Fiat Abarth 2000 Scorpione Coupé Pininfarina 1969
フィアット・アバルト 2000 スコルピオーネ。ピニンファリーナが1969年に製作、発表したコンセプトカー。

この車をデザインしたフィリッポ・サピーノ氏に関しては、過去のブログでも少し触れているのですが、
(好きなデザイナー、カロッツェリアについてのアンケート 2012/10/28 
http://ash-institute.cats.st/cgi/diary/sfs6_diary/sfs6_diary.cgi?action=day&year=2012&month=10&day=28 )
ピニンファリーナに在籍し、フィオラバンティ氏やパオロマルティン氏らと同じ時期に活躍した方で、
代表作はおそらくこの車、というか他にはあまり知られていない…、彼の名前で公開されている彼の
作品は極めて少ないようで、それはピニンファリーナ社としての方針もあったのでしょうが、非常に
優秀でありながら表に出たがらない本人の意向もあるようで、そんなところにも惹かれます。

それにしても、この車のシャープで大胆な造形、他の人にはマネ出来なそうにない斬新なカッコ良さ、
その表現力は他に代えがたく魅力的です。

毎年イタリアの高級リゾート地、ヴィラデステのコモ湖畔で行われる Concorso d'Eleganza Villa d'Este。
今年それに日本人コレクター、小坂氏(ギャラリーアバルト美術館の館長としても有名な方)が
この車でエントリーされ、イタリア、日本だけでなく世界中のメディアからも注目されていました。

ヴィラ・デステ・コンクール・デレガンス - 海外ニュース | オートカー・デジタル - AUTOCAR DIGITAL http://www.autocar.jp/news/2014/05/31/78243/



こちらは動画。
1969 Fiat Abarth 2000 Scorpio Concept Car Amazing Sound
https://www.youtube.com/watch?v=4jbKou01GhU

One-Off Fiat Abarth 2000 Scorpione - Very Loud Sound & Flames!!
https://www.youtube.com/watch?v=1nwaqTF1-aQ

Fiat Abarth 2000 Scorpione Coupé Pininfarina 1969 Shiro Kosaka JP
https://www.youtube.com/watch?v=jwyOYD9FRHY

小坂氏は以前、フェラーリ P5や、アルファロメオ・カングーロでやったように、大掛かりで質の高い
レストアをこの車にも施して、その完成のお披露目の場としてこのイベントにのぞんだのだと思います。

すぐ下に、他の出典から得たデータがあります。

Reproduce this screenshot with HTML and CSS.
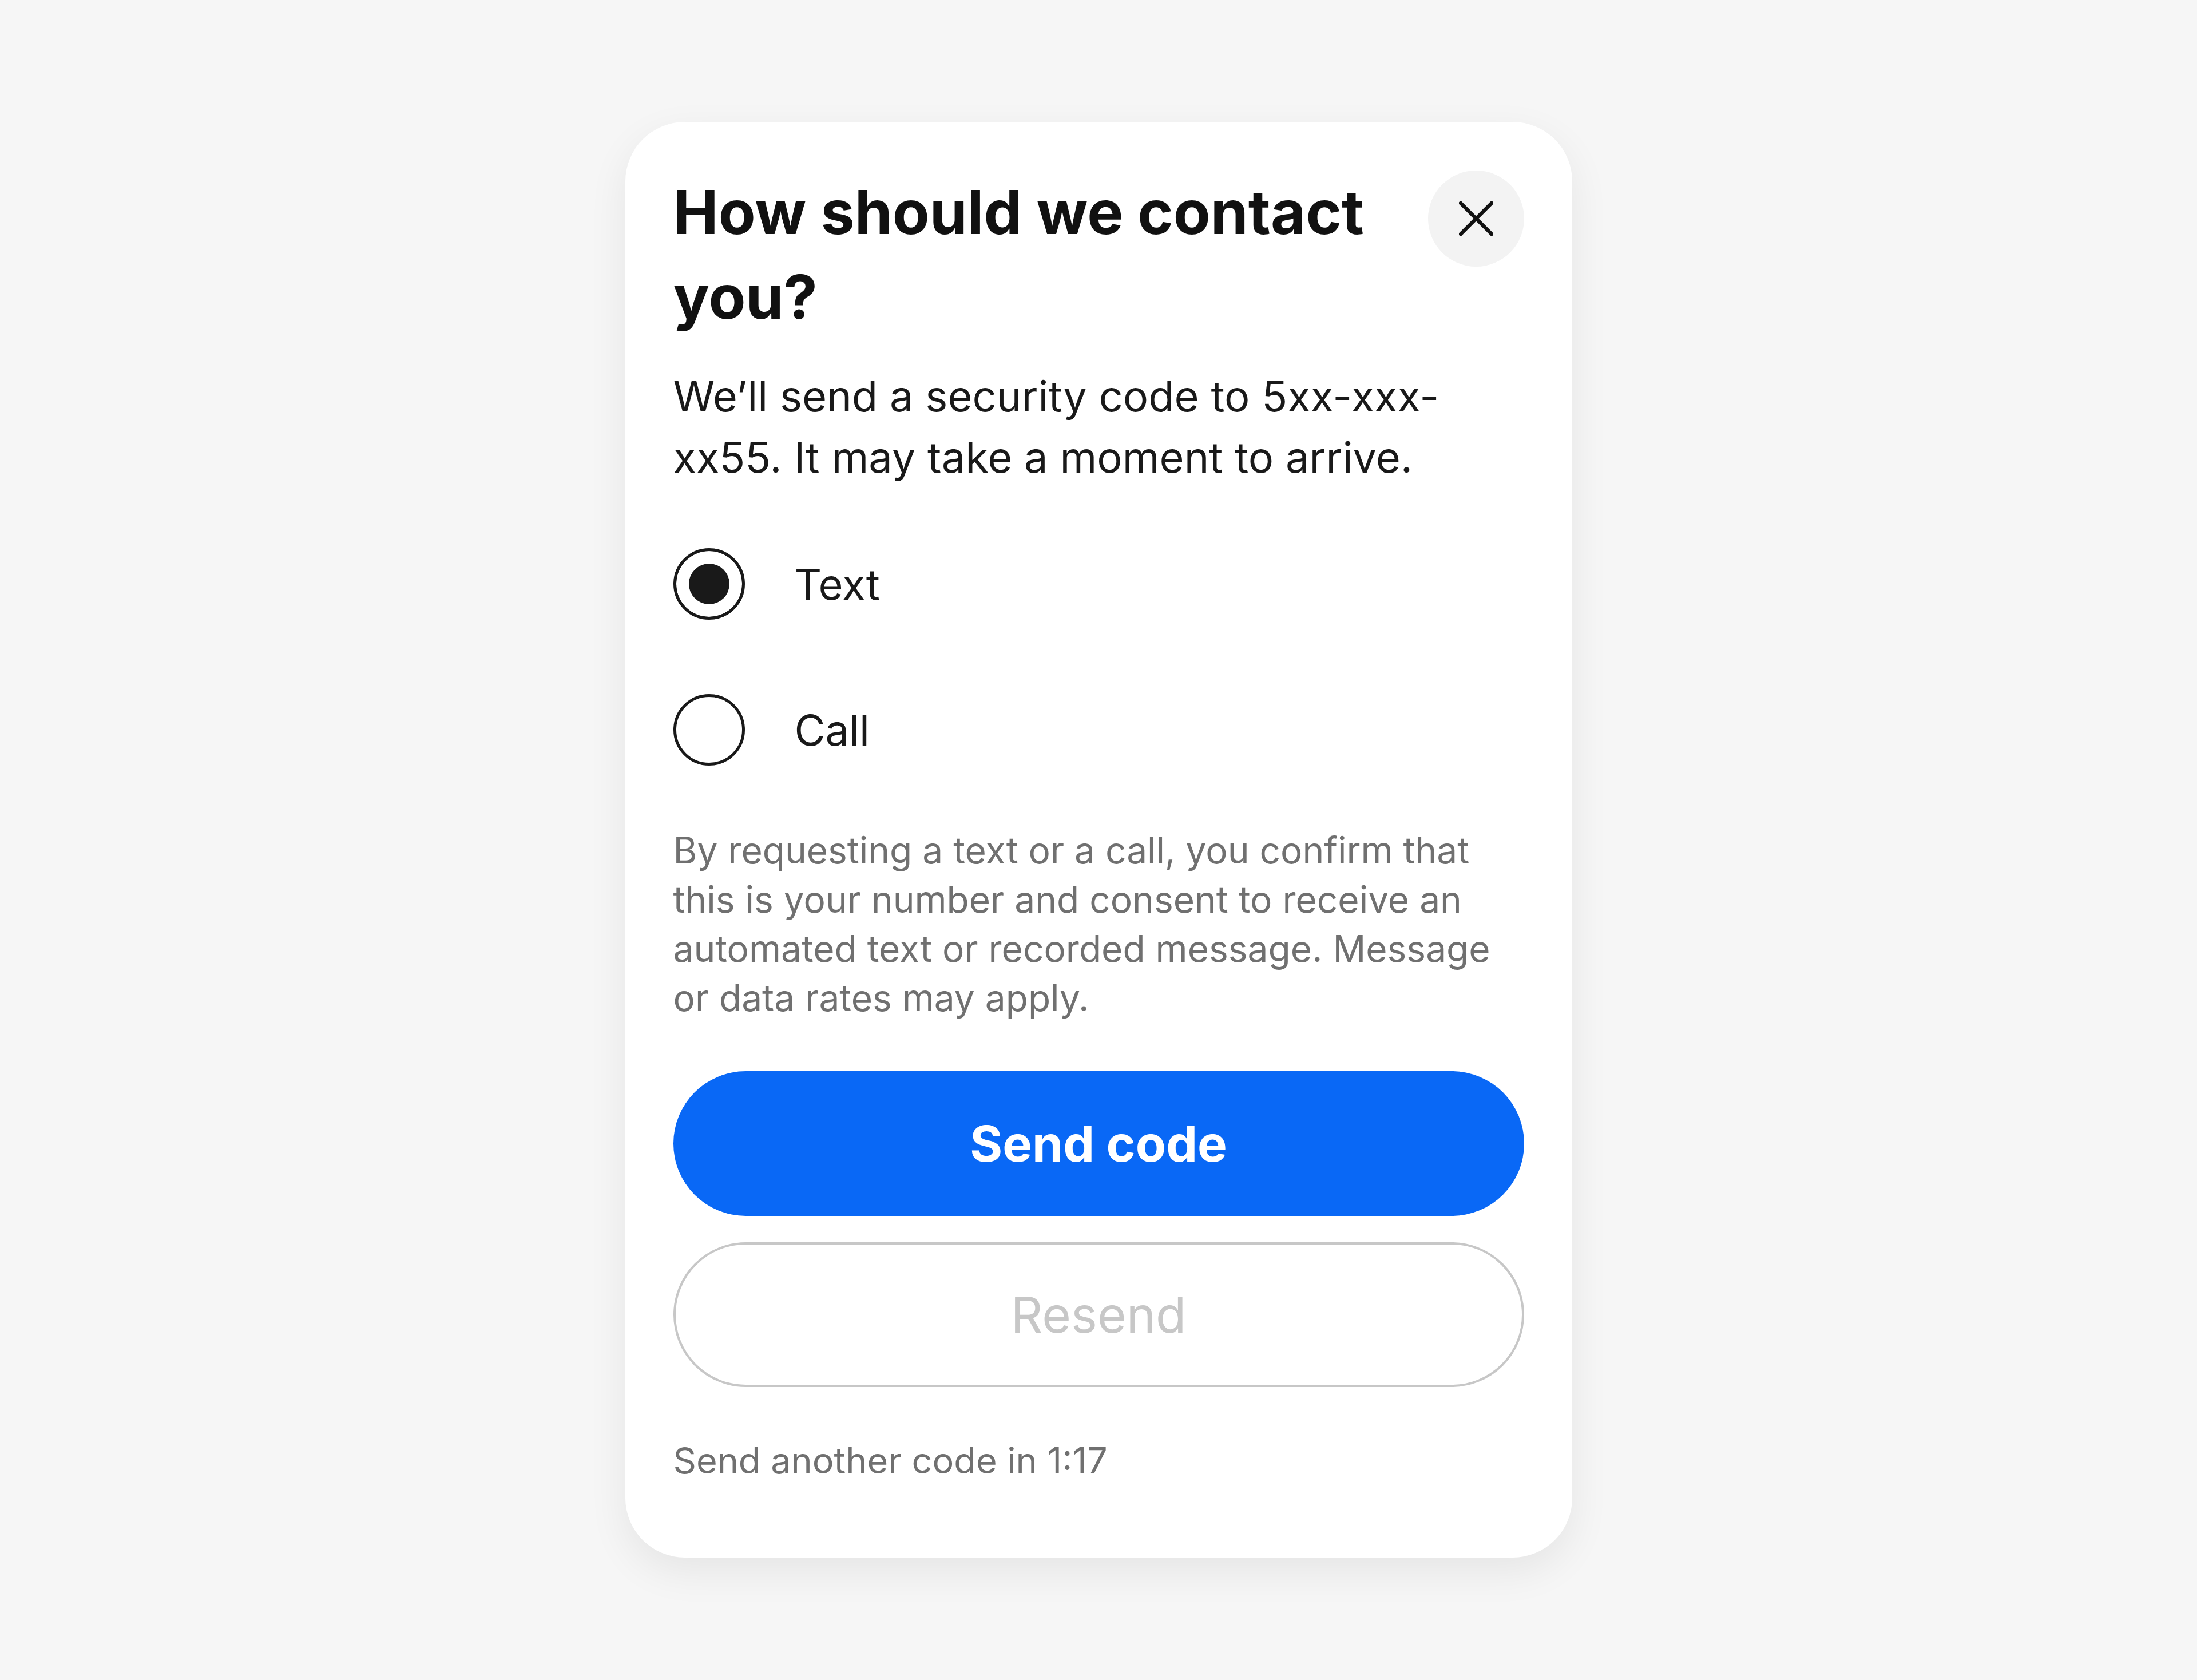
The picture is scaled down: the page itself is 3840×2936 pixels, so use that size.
FILE: index.html
```html
<!DOCTYPE html>
<html lang="en">
<head>
  <meta charset="UTF-8">
  <title>How should we contact you?</title>
  <link rel="stylesheet" href="styles.css">
</head>
<body>

  <div class="dialog">
    <div class="dialog-head">
      <h2 class="title">How should we contact you?</h2>
      <button type="button" class="close" aria-label="Close">
        <svg width="60" height="60" viewBox="0 0 60 60" fill="none" stroke="#111" stroke-width="6.5" stroke-linecap="round">
          <path d="M3 3 L57 57 M57 3 L3 57"/>
        </svg>
      </button>
    </div>

    <p class="lead">We’ll send a security code to 5xx-xxx-xx55. It may take a moment to arrive.</p>

    <div class="options">
      <label class="option">
        <input type="radio" name="method" value="text" checked>
        <span>Text</span>
      </label>
      <label class="option">
        <input type="radio" name="method" value="call">
        <span>Call</span>
      </label>
    </div>

    <p class="legal">By requesting a text or a call, you confirm that this is your number and consent to receive an automated text or recorded message. Message or data rates may apply.</p>

    <button type="button" class="btn btn-primary">Send code</button>
    <button type="button" class="btn btn-secondary" disabled>Resend</button>

    <p class="timer">Send another code in 1:17</p>
  </div>

</body>
</html>
```

FILE: styles.css
```css
body {
  margin: 0;
  padding-top: 213px;
  background-color: #f6f6f6;
  font-family: Inter, "Liberation Sans", Arial, sans-serif;
  color: #191919;
}
.dialog {
  width: 1655px;
  box-sizing: border-box;
  margin: 0 auto 200px;
  padding: 84px 84px 127px;
  background-color: #fff;
  border-radius: 104px;
  box-shadow: 0 24px 70px rgba(0, 0, 0, 0.07);
}
.dialog-head {
  display: flex;
  align-items: flex-start;
  justify-content: space-between;
  gap: 40px;
}
.title {
  margin: 0;
  font-size: 106px;
  line-height: 148px;
  font-weight: 700;
  color: #111;
}
.close {
  flex: none;
  width: 168px;
  height: 168px;
  margin-top: 1px;
  border: none;
  border-radius: 50%;
  background-color: #f3f3f3;
  display: flex;
  align-items: center;
  justify-content: center;
  padding: 0;
  cursor: pointer;
}
.lead {
  margin: 46px 0 0;
  font-size: 74px;
  line-height: 107px;
}
.options {
  margin-top: 105px;
  display: flex;
  flex-direction: column;
  gap: 130px;
}
.option {
  display: flex;
  align-items: center;
  gap: 87px;
  font-size: 74px;
  cursor: pointer;
}
.option input {
  appearance: none;
  -webkit-appearance: none;
  margin: 0;
  width: 125px;
  height: 125px;
  border: 5px solid #191919;
  border-radius: 50%;
  background-color: #fff;
}
.option input:checked {
  background-color: #191919;
  box-shadow: inset 0 0 0 22px #fff;
}
.legal {
  max-width: 1460px;
  margin: 105px 0 0;
  font-size: 64px;
  line-height: 86px;
  color: #707070;
}
.btn {
  display: block;
  width: 100%;
  height: 253px;
  border-radius: 127px;
  font-family: inherit;
  font-size: 87px;
  cursor: pointer;
}
.btn-primary {
  margin-top: 85px;
  border: none;
  background-color: #0968f6;
  color: #fff;
  font-weight: 700;
}
.btn-secondary {
  margin-top: 46px;
  border: 4px solid #c7c7c7;
  background-color: #fff;
  color: #c7c7c7;
  cursor: default;
}
.timer {
  margin: 85px 0 0;
  font-size: 63px;
  line-height: 86px;
  color: #707070;
}
```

動画でこういう貴重な車が実際に走るところが見れたり、排気音が聞けたりするだけでも嬉しいのですが、
カウルの開閉なども見ることが出来て、写真だけ見て長年想像していたことが、ああやっぱりそうだった
のか…と思えたりして、とても楽しめました。

どう考えても剛性とかありそうに見えないルーフ+ウインドーグラスが、開閉時にやっぱりプルプル
してたり、ほとんど消音効果の無さそうなマフラーからの排気音がちょっとがっかりというか、
想像通りというか…、それは残念ながらこの車の形からイメージするものとしてあんまりふさわしい
ようなものではないと思うんですが、それがそうであっても、やっぱり動くところが見られるのは
嬉しいものです。

この飛び抜けてカッコいいボディを現代のスポーツハイブリッドなどのメカニズム、システムで
再構成して、このデザインがふさわしいと思える、ある種の“正当化”みたいなことをしてあげられない
ものか…などと思ったりもしてしまいます。




フェラーリ P5、アルファロメオ・カングーロ、そしてこのフィアット・アバルト 2000 スコルピオーネ、
この宝石のような車達をまたそろって日本のギャラリーアバルト美術館で見ることが出来る日は…?
(ウェブサイトはずっと開館日未定のまま…。)


しかし、
フィオラヴァンティ氏だけでもすごいのに、パオロマルティン氏がいて、このフィリッポ・サピーノ氏も
いて…、当時のピニンファリーナ社のデザイナー達のレベルの高さは、まさしく尋常ではないレベル
だったのだなとあらためて思わされます。








60年代末から70年代なかばまでがカーデザインの黄金期だ思う、これも根拠の1台…。